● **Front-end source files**
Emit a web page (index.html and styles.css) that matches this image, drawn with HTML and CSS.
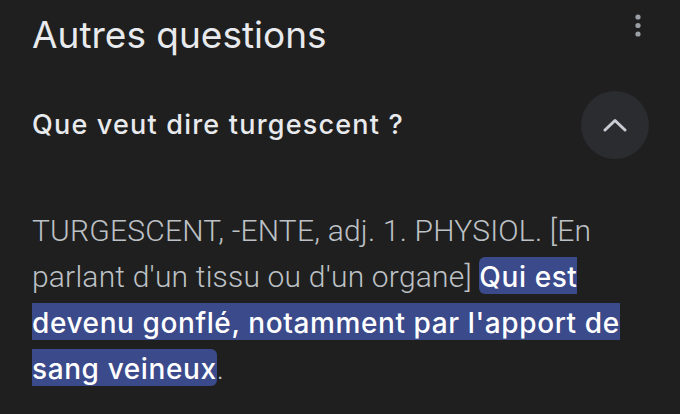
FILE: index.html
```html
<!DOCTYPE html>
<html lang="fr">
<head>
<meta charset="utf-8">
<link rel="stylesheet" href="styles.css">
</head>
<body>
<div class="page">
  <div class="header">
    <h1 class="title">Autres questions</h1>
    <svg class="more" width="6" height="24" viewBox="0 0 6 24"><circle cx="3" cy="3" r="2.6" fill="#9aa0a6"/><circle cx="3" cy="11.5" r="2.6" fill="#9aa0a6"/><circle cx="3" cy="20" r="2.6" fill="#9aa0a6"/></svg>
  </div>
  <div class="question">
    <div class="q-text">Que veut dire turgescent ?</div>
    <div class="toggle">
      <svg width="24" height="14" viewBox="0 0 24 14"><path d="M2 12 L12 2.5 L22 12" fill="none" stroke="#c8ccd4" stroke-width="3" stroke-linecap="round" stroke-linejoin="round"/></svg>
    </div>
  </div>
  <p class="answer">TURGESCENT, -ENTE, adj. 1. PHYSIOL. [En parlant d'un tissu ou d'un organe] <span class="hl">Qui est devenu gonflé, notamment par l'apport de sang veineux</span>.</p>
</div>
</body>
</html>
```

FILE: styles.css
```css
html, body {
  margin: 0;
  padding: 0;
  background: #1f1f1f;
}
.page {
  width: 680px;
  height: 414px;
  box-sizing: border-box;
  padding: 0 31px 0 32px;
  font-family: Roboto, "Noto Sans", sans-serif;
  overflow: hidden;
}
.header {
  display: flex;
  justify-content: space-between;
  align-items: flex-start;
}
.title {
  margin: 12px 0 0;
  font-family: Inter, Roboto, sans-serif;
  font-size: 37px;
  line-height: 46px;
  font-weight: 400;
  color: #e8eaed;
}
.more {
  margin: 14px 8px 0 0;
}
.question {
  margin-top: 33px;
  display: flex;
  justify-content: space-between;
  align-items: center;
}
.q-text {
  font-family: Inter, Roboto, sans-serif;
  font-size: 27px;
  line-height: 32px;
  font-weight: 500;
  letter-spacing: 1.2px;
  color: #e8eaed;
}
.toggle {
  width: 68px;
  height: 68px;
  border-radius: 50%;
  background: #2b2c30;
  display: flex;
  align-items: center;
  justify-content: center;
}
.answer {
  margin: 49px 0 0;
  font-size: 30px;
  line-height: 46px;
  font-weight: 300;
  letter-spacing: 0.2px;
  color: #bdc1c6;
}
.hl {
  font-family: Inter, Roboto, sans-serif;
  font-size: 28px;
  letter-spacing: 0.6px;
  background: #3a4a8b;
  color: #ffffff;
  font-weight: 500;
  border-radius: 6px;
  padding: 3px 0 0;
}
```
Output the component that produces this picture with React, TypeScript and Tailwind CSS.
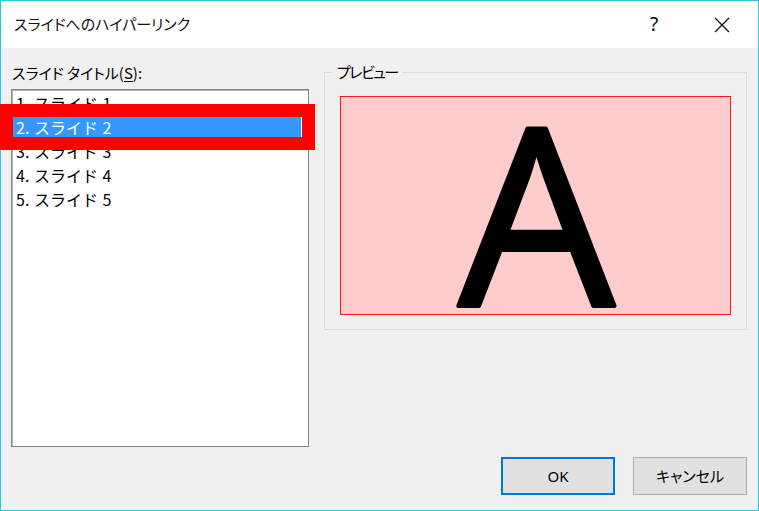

● **Task to complete**
Reproduce the material above in full, exactly, with no images.

● **Final result**
Emit a web page (index.html and styles.css) that matches this image, drawn with HTML and CSS.
FILE: index.html
```html
<!DOCTYPE html>
<html lang="fr">
<head>
<meta charset="utf-8">
<link rel="stylesheet" href="styles.css">
</head>
<body>
<div class="page">
  <div class="header">
    <h1 class="title">Autres questions</h1>
    <svg class="more" width="6" height="24" viewBox="0 0 6 24"><circle cx="3" cy="3" r="2.6" fill="#9aa0a6"/><circle cx="3" cy="11.5" r="2.6" fill="#9aa0a6"/><circle cx="3" cy="20" r="2.6" fill="#9aa0a6"/></svg>
  </div>
  <div class="question">
    <div class="q-text">Que veut dire turgescent ?</div>
    <div class="toggle">
      <svg width="24" height="14" viewBox="0 0 24 14"><path d="M2 12 L12 2.5 L22 12" fill="none" stroke="#c8ccd4" stroke-width="3" stroke-linecap="round" stroke-linejoin="round"/></svg>
    </div>
  </div>
  <p class="answer">TURGESCENT, -ENTE, adj. 1. PHYSIOL. [En parlant d'un tissu ou d'un organe] <span class="hl">Qui est devenu gonflé, notamment par l'apport de sang veineux</span>.</p>
</div>
</body>
</html>
```

FILE: styles.css
```css
html, body {
  margin: 0;
  padding: 0;
  background: #1f1f1f;
}
.page {
  width: 680px;
  height: 414px;
  box-sizing: border-box;
  padding: 0 31px 0 32px;
  font-family: Roboto, "Noto Sans", sans-serif;
  overflow: hidden;
}
.header {
  display: flex;
  justify-content: space-between;
  align-items: flex-start;
}
.title {
  margin: 12px 0 0;
  font-family: Inter, Roboto, sans-serif;
  font-size: 37px;
  line-height: 46px;
  font-weight: 400;
  color: #e8eaed;
}
.more {
  margin: 14px 8px 0 0;
}
.question {
  margin-top: 33px;
  display: flex;
  justify-content: space-between;
  align-items: center;
}
.q-text {
  font-family: Inter, Roboto, sans-serif;
  font-size: 27px;
  line-height: 32px;
  font-weight: 500;
  letter-spacing: 1.2px;
  color: #e8eaed;
}
.toggle {
  width: 68px;
  height: 68px;
  border-radius: 50%;
  background: #2b2c30;
  display: flex;
  align-items: center;
  justify-content: center;
}
.answer {
  margin: 49px 0 0;
  font-size: 30px;
  line-height: 46px;
  font-weight: 300;
  letter-spacing: 0.2px;
  color: #bdc1c6;
}
.hl {
  font-family: Inter, Roboto, sans-serif;
  font-size: 28px;
  letter-spacing: 0.6px;
  background: #3a4a8b;
  color: #ffffff;
  font-weight: 500;
  border-radius: 6px;
  padding: 3px 0 0;
}
```
Output the component that produces this picture with React, TypeScript and Tailwind CSS.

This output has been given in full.